Sebagai bagian dari reformasi hukum, Kejaksaan semakin mengedepankan konsep keadilan restoratif dalam menyelesaikan perkara pidana ringan.
Hingga Januari 2025, sebanyak 6.639 perkara telah berhasil diselesaikan melalui pendekatan ini, menghasilkan penghematan anggaran negara hingga Rp108,4 miliar.
Selain itu, sebanyak 4.653 Rumah Restorative Justice telah dibentuk di berbagai daerah sebagai wadah penyelesaian perkara berbasis kearifan lokal.
Dengan pendekatan ini, Kejaksaan tidak hanya menegakkan hukum tetapi juga membangun harmoni di masyarakat.
4. Stabilitas Pasca Pemilu dan Pilkada Serentak 2024
Guna memastikan keamanan pasca penyelenggaraan Pemilu dan Pilkada Serentak 2024, Kejaksaan telah membentuk 534 Posko Pemilu/Pilkada di seluruh Indonesia.
Keberadaan posko ini berperan dalam mencegah potensi konflik sosial dan politik yang mungkin muncul pasca pemilihan.
Hingga saat ini, tidak ditemukan konflik yang signifikan, namun Kejaksaan tetap berkoordinasi dengan berbagai pihak untuk menjaga stabilitas hingga pelantikan kepala daerah pada 20 Februari 2025.
5. Penyelesaian Kasus Pelanggaran HAM Berat
Kejaksaan juga terus menunjukkan komitmennya dalam menangani kasus pelanggaran HAM berat yang masih menjadi pekerjaan rumah bangsa.
Saat ini, terdapat 14 kasus dalam tahap pra-penyidikan, termasuk kasus-kasus besar seperti peristiwa 1965/1966, Trisakti-Semanggi, dan penghilangan orang secara paksa tahun 1997.
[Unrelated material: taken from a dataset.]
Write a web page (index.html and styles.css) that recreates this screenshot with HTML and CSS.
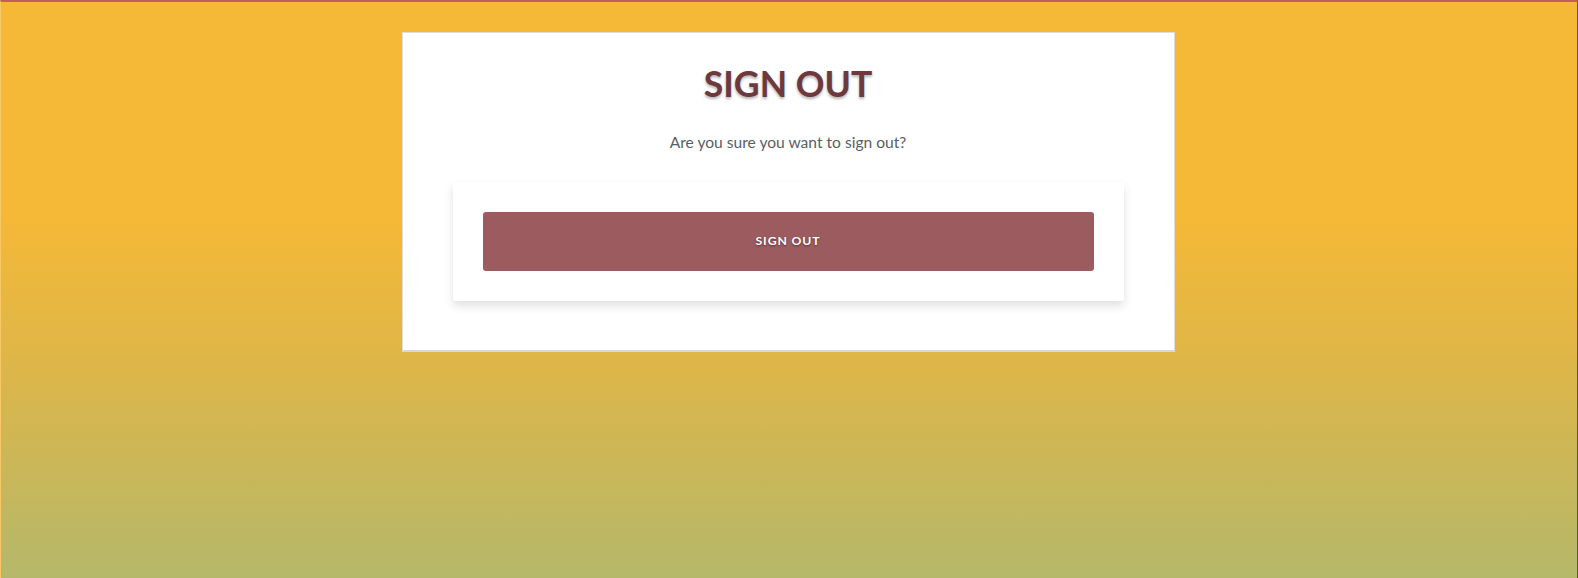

Langkah ini menjadi bukti bahwa Kejaksaan serius dalam menuntaskan permasalahan masa lalu yang hingga kini masih menjadi tuntutan berbagai pihak.
6. Peran Kejaksaan dalam Sentra Gakkumdu
Sebagai bagian dari Sentra Penegakan Hukum Terpadu (Gakkumdu), Kejaksaan berperan aktif dalam menangani dugaan tindak pidana pemilu.
Langkah-langkah strategis terus dilakukan guna memastikan bahwa pemilu berjalan secara jujur, adil, dan bebas dari kecurangan.
Dengan adanya koordinasi antara Kejaksaan, Bawaslu, dan Kepolisian, segala bentuk pelanggaran pemilu dapat ditangani dengan cepat dan tepat.